Critical analysis — strengths, limitations and risks​

Strengths of the current approach​

  • The MCT payload refresh reduces the “update marathon” that historically plagued fresh installs. That’s a clear UX and operational win, particularly for technicians and users on metered connections or with limited time during deployments. The change cuts bandwidth consumption and shortens the period a new machine is exposed to known fixes that have already been released.
  • Official tool paths (MCT, ISO download) still provide the best guarantee of authenticity and are the only recommended options for keeping activation and digital license flows straightforward.

Limitations and real risks​

  • A fresher baseline does not eliminate the risk that a given cumulative update introduces regressions. KB5077181’s rollout has included installation failures and driver/regression reports for subsets of hardware; shipping that cumulative inside MCT means the media inherits the same risk profile. For fleet imaging, that increases the importance of pre‑installation testing.
  • Bypass tools and registry workarounds for unsupported hardware remain tempting, but they expose users to long‑term insecurity and lack of official updates. In short: it might work now, but your machine can become harder to secure and maintain over time. Community documentation stresses this repeatedly.
  • Activation workflows are often straightforward, but edition switching can trip users who try to do everything online at once; the safer sequence is to switch edition offline using the generic key and then activate once the edition is Pro on disk. Community troubleshooting threads capture many of the real‑world gotchas here.

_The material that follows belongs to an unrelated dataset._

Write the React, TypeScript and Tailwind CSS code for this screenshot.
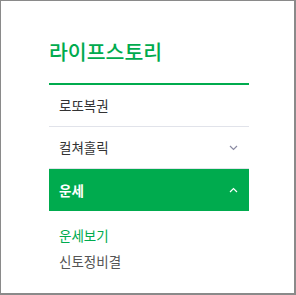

Final recommendations — a pragmatic plan​

  • If you want a fast, supported installation and you’re working from a Windows host, run the Media Creation Tool and make a USB. That gives you an official, freshly baselined installer and keeps activation easy. Test the media once on a spare device to confirm it boots and selects the expected edition.
  • If you need to install on unsupported hardware, document the risks, make an image backup of the old system, and accept that you may be on your own for certain updates and driver issues. Use Rufus only when necessary and prefer the standard ISO or MCT path otherwise.
  • For businesses: bake the validated Patch Tuesday baseline into your gold image using the Windows Update Catalog and imaging tools — don’t rely on MCT’s cadence for managed enterprise images unless you have validated the payload. Test KBs and drivers on representative hardware before broad deployment.
  • Always verify the provenance of downloads, scan the files, and keep recovery images handy. If the page you tried to fetch shows anti‑bot verification or “Just a moment… we’re verifying your browser” text, that’s an availability/anti‑automation barrier — not evidence the content is illegitimate — but treat it as a signal to use a different trusted machine and connection to obtain official files. (londondaily.news)

Windows 11 Pro installation is now simultaneously easier and more nuanced: Microsoft’s backend change to the Media Creation Tool means you’ll often ship new installs that are closer to fully patched, saving time and bandwidth. But that convenience does not remove the basic responsibilities of IT hygiene — verify downloads, test baselines, and avoid unsupported shortcuts unless you have a robust rollback strategy. Follow the official MCT or ISO paths where possible, use Rufus and bypasses only when you accept the tradeoffs, and treat edition switches as a two‑step process (edition change, then activation) to avoid the most common errors. The result will be a faster, more secure install of Windows 11 Pro that’s easier to manage across both individual systems and enterprise fleets.